Each Holder of Registrable Securities as to which any registration is being effected shall furnish to Parent such information regarding such Holder and the distribution of such Registrable Securities as Parent may from time to time reasonably request and as shall be required by law or by the Commission in connection therewith. In furtherance and not in limitation of the foregoing, each Shareholder, at the Closing (and each Transferee of each Shareholder and of any subsequent Holder, at the time of such Transfer), shall provide Parent with such Holder’s mailing and personal delivery (if different) addresses, and shall promptly notify Parent in writing with any changes thereto after the date hereof and during the Effective Period.

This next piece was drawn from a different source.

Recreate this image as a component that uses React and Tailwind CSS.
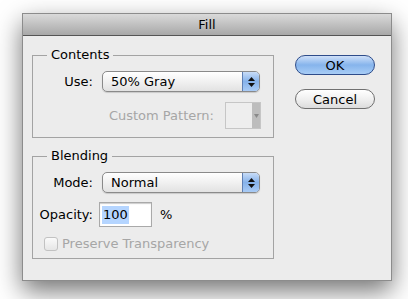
import React from "react";

const FONT = { fontFamily: '"DejaVu Sans", "Liberation Sans", sans-serif' };

// aqua-style popup menu
const PopUp = ({ value }) => (
  <div className="flex h-[21px] w-[158px] overflow-hidden rounded-[5px] border border-[#8a8a8a] bg-gradient-to-b from-[#ffffff] via-[#f1f1f1] to-[#e2e2e2] shadow-[0_1px_1px_rgba(0,0,0,0.15)]">
    <div className="flex flex-1 items-center pl-[8px] text-[13px] leading-none text-black">
      {value}
    </div>
    <div className="flex w-[17px] flex-col items-center justify-center gap-[2px] border-l border-[#5f7fb3] bg-gradient-to-b from-[#c8dcf7] via-[#86b2ea] to-[#a9cbf5]">
      <svg width="7" height="4" viewBox="0 0 7 4">
        <path d="M3.5 0 L7 4 L0 4 Z" fill="#111" />
      </svg>
      <svg width="7" height="4" viewBox="0 0 7 4">
        <path d="M0 0 L7 0 L3.5 4 Z" fill="#111" />
      </svg>
    </div>
  </div>
);

const Group = ({ title, children, className }) => (
  <fieldset
    className={`w-[242px] border border-[#a3a3a3] px-0 ${className || ""}`}
  >
    <legend className="ml-[14px] px-[4px] text-[13px] leading-[16px] text-black">
      {title}
    </legend>
    {children}
  </fieldset>
);

export default function App() {
  return (
    <div
      className="h-[299px] w-[408px] overflow-hidden bg-white pl-[22px] pt-[13px]"
      style={FONT}
    >
      <div className="flex h-[268px] w-[370px] flex-col border border-[#8c8c8c] bg-[#ececec] shadow-[0_10px_24px_rgba(0,0,0,0.55)]">
        {/* title bar */}
        <div className="flex h-[22px] items-center justify-center border-b border-[#555] bg-gradient-to-b from-[#dadada] to-[#a8a8a8] text-[13px] text-black">
          Fill
        </div>

        <div className="flex pl-[9px]">
          <div className="flex flex-col">
            <Group title="Contents" className="mt-[11px] pb-[8px]">
              <div className="mt-[8px] flex items-center">
                <span className="w-[60px] text-right text-[13px]">Use:</span>
                <div className="ml-[9px]">
                  <PopUp value="50% Gray" />
                </div>
              </div>
              <div className="mt-[10px] flex items-center justify-end pr-[12px]">
                <span className="text-[13px] text-[#a6a6a6]">
                  Custom Pattern:
                </span>
                <div className="ml-[11px] flex h-[27px] w-[36px] border border-[#c6c6c6] bg-[#eeeeee]">
                  <div className="flex-1" />
                  <div className="flex w-[8px] items-center justify-center bg-[#bdbdbd]">
                    <svg width="5" height="4" viewBox="0 0 5 4">
                      <path d="M0 0 L5 0 L2.5 4 Z" fill="#8a8a8a" />
                    </svg>
                  </div>
                </div>
              </div>
            </Group>

            <Group title="Blending" className="mt-[10px] pb-[7px]">
              <div className="mt-[8px] flex items-center">
                <span className="w-[60px] text-right text-[13px]">Mode:</span>
                <div className="ml-[9px]">
                  <PopUp value="Normal" />
                </div>
              </div>
              <div className="mt-[9px] flex items-center">
                <span className="w-[60px] text-right text-[13px]">
                  Opacity:
                </span>
                <div className="ml-[6px] flex h-[25px] w-[53px] items-center border border-[#a9a9a9] bg-white pl-[2px] shadow-[inset_0_1px_1px_rgba(0,0,0,0.2)]">
                  <span className="bg-[#b5d5ff] px-[1px] text-[13px] leading-[18px]">
                    100
                  </span>
                </div>
                <span className="ml-[8px] text-[13px]">%</span>
              </div>
              <div className="mt-[10px] flex h-[14px] items-center pl-[11px] leading-[14px]">
                <div className="h-[14px] w-[14px] rounded-[3px] border border-[#c2c2c2] bg-gradient-to-b from-[#fafafa] to-[#e6e6e6]" />
                <span className="ml-[4px] text-[13px] text-[#a6a6a6]">
                  Preserve Transparency
                </span>
              </div>
            </Group>
          </div>

          {/* buttons */}
          <div className="ml-[21px] mt-[19px] flex flex-col gap-[14px]">
            <button className="h-[20px] w-[80px] rounded-full border border-[#2e4c8a] bg-gradient-to-b from-[#cfe0f8] via-[#86b4ec] to-[#a8cdf6] text-[13px] leading-none text-black">
              OK
            </button>
            <button className="h-[20px] w-[80px] rounded-full border border-[#707070] bg-gradient-to-b from-[#ffffff] via-[#f0f0f0] to-[#dcdcdc] text-[13px] leading-none text-black">
              Cancel
            </button>
          </div>
        </div>
      </div>
    </div>
  );
}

          (c) Indemnification.
          (i) Indemnification by Parent. Parent shall indemnify and hold harmless each Holder of Registrable Securities whose securities are covered by the Shelf Registration Statement from and against any demands, claims, actions or causes of action, assessments, losses, damages, liabilities, interest and penalties, costs and expenses (including, without limitation, reasonable legal fees and disbursements incurred in connection therewith and in seeking indemnification therefor, and any amounts or expenses required to be paid or incurred in connection with any action, suit, proceeding, claim, appeal, demand, assessment or judgment) (individually, a “Loss” and, collectively “Losses”), joint or several, to which such Holder may become subject under the Securities Act or otherwise insofar as such Losses (or related actions or proceedings) arise out of or are based upon (A) any untrue statement or alleged untrue statement of any material fact contained in the Shelf Registration Statement, final prospectus or summary prospectus contained in the Shelf Registration Statement, or any amendment or supplement to the Shelf Registration Statement, or any document incorporated by reference in the Shelf Registration Statement or (B) any omission or alleged omission to state therein a material fact required to be stated therein or necessary to make the statements therein not misleading; provided, however, that Parent shall not be liable in any such case to the extent that any such Losses (or actions or proceedings in respect thereof) arise out of or are based upon an untrue statement or alleged untrue statement or omission or alleged omission of a material fact made in the Shelf Registration Statement, or any such final prospectus, summary prospectus, amendment or supplement, as the case may be, in reliance upon and in conformity with information furnished to Parent by such Holder in writing specifically for use in the preparation of such Shelf Registration Statement, or any such final prospectus, summary prospectus, amendment or supplement, as the case may be.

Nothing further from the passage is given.